--- Start of INFORMATION SHOWN ---
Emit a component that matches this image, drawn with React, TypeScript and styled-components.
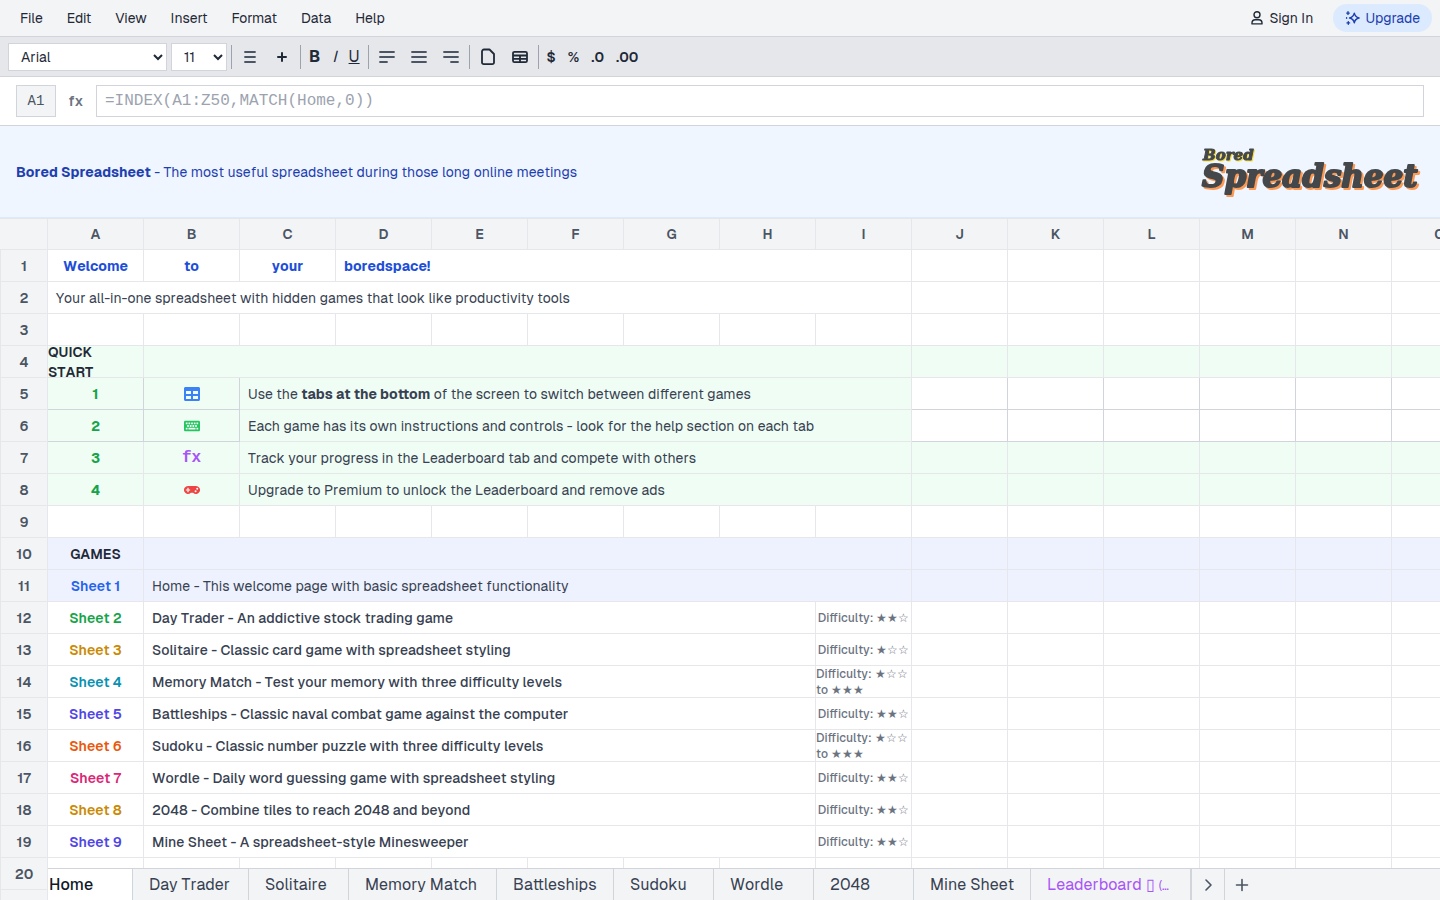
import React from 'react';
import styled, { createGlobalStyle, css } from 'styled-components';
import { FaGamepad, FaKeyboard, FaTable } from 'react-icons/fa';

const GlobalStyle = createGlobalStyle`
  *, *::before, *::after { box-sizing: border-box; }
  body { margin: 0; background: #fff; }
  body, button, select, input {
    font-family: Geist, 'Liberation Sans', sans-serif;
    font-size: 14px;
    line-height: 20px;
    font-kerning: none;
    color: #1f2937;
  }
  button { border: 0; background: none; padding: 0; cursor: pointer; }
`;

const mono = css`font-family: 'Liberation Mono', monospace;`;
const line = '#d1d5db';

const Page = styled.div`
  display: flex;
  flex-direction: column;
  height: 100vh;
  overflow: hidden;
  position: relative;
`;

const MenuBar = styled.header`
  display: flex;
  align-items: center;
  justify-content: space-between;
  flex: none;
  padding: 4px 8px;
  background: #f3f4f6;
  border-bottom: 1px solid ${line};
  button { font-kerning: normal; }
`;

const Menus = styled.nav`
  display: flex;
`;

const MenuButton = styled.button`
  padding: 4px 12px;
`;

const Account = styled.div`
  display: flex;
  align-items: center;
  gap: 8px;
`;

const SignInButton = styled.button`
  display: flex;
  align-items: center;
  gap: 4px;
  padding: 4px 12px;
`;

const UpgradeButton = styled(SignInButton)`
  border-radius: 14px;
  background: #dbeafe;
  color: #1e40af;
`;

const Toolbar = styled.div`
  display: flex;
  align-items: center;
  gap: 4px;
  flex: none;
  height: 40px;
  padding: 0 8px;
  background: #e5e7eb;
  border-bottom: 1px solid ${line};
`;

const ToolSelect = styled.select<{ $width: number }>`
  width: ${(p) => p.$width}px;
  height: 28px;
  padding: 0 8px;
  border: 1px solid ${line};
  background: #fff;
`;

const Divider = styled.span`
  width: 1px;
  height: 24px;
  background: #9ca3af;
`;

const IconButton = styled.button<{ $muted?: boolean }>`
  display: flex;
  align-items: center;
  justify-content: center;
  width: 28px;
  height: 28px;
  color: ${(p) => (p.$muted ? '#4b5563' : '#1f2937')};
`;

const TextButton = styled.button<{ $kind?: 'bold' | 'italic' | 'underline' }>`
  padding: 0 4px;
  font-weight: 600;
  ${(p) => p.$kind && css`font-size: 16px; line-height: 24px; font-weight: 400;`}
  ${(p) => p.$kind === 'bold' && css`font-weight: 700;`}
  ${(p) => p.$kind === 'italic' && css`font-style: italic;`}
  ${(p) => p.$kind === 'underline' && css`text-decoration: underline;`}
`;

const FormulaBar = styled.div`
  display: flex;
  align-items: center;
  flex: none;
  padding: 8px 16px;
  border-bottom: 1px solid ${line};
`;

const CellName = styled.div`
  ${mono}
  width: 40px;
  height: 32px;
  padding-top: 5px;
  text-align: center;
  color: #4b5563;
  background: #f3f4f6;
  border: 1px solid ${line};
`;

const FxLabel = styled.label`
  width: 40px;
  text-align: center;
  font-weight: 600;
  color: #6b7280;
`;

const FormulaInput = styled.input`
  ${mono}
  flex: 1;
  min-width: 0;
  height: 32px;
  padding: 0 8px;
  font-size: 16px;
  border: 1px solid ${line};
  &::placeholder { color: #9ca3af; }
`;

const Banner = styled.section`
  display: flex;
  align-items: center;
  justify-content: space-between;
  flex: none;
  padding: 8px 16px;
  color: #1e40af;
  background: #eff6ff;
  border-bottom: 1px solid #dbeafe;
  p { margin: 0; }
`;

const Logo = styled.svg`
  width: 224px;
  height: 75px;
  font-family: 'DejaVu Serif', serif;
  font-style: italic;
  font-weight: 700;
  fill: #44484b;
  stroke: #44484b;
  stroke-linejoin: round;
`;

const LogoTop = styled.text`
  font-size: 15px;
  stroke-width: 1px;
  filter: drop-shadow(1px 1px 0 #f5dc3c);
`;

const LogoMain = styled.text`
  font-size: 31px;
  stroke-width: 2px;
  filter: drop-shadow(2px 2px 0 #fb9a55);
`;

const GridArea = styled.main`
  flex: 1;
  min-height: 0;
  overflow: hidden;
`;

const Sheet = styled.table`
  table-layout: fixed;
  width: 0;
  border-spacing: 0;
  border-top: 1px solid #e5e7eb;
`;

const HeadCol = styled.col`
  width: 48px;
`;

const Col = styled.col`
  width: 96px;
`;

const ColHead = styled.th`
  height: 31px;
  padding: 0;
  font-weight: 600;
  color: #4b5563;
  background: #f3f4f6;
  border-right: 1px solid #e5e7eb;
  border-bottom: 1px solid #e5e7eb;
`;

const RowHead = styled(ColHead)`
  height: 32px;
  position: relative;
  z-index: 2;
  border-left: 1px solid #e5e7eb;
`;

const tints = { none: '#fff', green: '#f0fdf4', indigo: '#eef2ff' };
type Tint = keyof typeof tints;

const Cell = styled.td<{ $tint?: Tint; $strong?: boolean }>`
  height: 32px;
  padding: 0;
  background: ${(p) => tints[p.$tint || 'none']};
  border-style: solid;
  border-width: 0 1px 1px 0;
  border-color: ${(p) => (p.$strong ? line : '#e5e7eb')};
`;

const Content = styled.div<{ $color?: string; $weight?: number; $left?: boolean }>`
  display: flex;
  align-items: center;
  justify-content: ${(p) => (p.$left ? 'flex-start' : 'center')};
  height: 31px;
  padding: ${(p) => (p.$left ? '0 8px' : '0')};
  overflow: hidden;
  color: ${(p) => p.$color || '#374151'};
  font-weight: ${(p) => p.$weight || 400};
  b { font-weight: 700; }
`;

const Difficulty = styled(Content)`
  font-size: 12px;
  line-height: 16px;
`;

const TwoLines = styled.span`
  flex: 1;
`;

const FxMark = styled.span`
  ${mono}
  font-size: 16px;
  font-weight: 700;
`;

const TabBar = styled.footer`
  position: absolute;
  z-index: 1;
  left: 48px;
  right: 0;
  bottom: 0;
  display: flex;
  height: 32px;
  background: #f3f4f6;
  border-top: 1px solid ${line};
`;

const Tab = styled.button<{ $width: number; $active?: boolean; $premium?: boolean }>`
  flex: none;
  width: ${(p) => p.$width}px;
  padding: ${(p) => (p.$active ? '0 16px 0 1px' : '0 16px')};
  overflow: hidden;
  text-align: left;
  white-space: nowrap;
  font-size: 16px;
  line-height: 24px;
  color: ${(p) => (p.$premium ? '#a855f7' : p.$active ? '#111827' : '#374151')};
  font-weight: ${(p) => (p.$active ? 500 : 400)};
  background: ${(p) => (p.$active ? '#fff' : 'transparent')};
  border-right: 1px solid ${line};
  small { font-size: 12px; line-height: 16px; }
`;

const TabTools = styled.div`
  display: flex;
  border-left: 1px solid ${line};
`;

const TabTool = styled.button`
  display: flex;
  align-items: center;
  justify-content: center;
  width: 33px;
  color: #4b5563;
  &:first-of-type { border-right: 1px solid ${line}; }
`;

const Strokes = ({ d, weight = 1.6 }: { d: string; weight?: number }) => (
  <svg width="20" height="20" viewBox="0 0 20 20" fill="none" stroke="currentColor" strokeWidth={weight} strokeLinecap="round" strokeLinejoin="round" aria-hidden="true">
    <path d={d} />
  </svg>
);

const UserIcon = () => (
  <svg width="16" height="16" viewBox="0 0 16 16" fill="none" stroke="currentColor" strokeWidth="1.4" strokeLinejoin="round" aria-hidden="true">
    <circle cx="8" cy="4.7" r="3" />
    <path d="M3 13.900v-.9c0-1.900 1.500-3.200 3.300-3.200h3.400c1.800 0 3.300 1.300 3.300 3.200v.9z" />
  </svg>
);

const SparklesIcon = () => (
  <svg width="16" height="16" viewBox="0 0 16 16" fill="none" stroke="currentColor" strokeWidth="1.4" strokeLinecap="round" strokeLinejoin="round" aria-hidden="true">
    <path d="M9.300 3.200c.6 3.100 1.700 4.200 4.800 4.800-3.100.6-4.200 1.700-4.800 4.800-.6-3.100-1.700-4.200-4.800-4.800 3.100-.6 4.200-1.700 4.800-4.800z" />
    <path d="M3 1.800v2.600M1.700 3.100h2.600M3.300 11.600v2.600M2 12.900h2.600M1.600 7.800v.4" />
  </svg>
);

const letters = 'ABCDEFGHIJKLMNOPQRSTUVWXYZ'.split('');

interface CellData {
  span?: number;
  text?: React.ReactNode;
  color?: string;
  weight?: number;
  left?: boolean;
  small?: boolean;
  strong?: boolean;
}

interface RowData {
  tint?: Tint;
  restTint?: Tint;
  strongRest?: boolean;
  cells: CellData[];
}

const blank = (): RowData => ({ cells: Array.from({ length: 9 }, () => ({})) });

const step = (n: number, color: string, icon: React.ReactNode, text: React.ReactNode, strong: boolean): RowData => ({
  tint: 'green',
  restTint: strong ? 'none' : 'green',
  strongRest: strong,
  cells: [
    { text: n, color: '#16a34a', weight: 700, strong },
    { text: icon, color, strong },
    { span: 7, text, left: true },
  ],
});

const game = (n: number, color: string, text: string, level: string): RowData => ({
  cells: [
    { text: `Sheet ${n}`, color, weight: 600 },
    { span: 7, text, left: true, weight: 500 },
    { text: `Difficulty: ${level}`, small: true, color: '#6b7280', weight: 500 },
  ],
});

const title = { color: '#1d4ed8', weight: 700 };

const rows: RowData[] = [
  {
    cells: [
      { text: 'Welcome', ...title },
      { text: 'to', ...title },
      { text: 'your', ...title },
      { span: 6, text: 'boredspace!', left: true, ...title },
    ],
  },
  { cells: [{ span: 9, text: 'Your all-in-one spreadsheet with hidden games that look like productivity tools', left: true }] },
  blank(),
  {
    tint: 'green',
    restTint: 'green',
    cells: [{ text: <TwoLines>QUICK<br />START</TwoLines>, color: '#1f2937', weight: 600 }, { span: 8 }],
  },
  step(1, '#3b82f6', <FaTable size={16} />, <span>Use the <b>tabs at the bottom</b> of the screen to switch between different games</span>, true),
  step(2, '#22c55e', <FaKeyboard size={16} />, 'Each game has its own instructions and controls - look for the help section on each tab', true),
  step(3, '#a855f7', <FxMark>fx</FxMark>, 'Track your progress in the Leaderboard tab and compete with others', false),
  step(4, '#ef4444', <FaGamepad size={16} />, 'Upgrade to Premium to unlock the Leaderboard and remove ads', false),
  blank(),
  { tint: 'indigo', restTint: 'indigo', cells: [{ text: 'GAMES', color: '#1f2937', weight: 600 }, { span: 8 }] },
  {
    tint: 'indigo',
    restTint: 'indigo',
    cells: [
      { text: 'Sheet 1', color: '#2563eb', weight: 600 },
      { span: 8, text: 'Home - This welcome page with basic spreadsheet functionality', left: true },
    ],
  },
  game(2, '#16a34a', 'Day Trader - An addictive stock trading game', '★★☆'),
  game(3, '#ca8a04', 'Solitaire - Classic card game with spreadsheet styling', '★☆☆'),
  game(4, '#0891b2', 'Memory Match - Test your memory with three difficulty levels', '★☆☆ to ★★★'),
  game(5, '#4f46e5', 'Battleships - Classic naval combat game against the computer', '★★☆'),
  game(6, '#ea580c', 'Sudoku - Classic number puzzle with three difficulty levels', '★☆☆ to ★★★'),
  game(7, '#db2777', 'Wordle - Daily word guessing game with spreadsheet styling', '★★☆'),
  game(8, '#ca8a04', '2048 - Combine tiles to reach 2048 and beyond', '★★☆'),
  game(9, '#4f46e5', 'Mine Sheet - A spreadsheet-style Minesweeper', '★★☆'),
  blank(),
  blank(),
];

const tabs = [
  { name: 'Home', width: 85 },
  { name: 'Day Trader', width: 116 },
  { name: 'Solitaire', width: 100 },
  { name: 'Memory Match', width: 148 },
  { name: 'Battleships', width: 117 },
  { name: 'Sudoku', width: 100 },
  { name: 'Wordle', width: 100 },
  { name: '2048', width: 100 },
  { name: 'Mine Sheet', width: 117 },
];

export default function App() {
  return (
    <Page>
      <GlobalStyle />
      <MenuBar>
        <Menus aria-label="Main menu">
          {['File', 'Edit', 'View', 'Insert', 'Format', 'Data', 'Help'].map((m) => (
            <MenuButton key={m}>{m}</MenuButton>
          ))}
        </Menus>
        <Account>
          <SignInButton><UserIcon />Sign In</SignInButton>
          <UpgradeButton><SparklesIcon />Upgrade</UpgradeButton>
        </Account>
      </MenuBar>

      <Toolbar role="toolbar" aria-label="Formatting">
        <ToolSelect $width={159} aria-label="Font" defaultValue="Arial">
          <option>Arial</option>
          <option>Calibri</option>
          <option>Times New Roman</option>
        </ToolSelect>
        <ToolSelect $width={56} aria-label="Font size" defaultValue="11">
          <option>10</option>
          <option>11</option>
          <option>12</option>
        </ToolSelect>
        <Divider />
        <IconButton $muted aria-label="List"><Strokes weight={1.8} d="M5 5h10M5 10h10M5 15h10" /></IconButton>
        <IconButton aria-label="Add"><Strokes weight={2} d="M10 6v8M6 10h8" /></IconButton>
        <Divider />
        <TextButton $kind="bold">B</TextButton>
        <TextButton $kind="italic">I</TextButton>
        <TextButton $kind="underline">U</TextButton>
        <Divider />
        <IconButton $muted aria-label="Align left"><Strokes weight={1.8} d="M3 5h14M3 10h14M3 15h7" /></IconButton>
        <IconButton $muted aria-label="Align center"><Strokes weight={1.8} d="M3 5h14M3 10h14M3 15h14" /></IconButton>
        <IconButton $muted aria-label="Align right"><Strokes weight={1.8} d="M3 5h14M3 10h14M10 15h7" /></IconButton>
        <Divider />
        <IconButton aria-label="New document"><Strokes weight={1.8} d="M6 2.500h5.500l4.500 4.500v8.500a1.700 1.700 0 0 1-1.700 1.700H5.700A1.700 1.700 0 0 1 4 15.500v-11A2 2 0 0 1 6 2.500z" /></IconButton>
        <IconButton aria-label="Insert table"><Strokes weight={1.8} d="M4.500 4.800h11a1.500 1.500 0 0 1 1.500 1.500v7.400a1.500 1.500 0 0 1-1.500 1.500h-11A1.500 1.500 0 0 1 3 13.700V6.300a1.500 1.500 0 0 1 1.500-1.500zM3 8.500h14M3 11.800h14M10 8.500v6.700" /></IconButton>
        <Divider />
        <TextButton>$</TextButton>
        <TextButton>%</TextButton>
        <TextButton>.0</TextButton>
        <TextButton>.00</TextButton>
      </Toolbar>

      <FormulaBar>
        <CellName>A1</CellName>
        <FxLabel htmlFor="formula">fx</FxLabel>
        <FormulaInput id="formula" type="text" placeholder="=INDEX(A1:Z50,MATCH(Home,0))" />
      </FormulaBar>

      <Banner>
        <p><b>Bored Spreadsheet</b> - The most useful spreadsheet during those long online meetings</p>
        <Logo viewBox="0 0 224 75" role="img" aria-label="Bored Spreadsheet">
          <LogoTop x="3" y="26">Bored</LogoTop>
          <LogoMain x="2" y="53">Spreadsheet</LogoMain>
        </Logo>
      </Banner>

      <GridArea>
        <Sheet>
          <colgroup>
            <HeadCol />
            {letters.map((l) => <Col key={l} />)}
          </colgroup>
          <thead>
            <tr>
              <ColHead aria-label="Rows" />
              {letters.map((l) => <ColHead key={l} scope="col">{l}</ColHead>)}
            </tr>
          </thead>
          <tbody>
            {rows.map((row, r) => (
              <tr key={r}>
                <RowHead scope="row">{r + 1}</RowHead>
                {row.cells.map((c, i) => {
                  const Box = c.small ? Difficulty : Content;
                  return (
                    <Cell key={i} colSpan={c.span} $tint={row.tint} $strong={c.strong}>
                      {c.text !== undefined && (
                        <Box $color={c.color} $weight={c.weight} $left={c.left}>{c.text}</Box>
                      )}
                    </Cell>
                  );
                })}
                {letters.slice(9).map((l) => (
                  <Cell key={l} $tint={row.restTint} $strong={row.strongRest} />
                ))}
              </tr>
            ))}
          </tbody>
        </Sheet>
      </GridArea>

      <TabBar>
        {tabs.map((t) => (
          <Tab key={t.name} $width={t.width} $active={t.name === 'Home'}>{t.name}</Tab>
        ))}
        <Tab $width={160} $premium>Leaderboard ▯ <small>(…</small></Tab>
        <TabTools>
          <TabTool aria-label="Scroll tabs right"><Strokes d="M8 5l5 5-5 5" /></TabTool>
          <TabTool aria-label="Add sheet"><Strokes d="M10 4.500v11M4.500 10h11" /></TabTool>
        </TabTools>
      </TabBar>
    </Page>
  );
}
--- End of INFORMATION SHOWN ---
§ **PROMPT**
Extract all lines from the material above that include the word "components".

§ **FINAL RESULT**
Emit a component that matches this image, drawn with React, TypeScript and styled-components.
import styled, { createGlobalStyle, css } from 'styled-components';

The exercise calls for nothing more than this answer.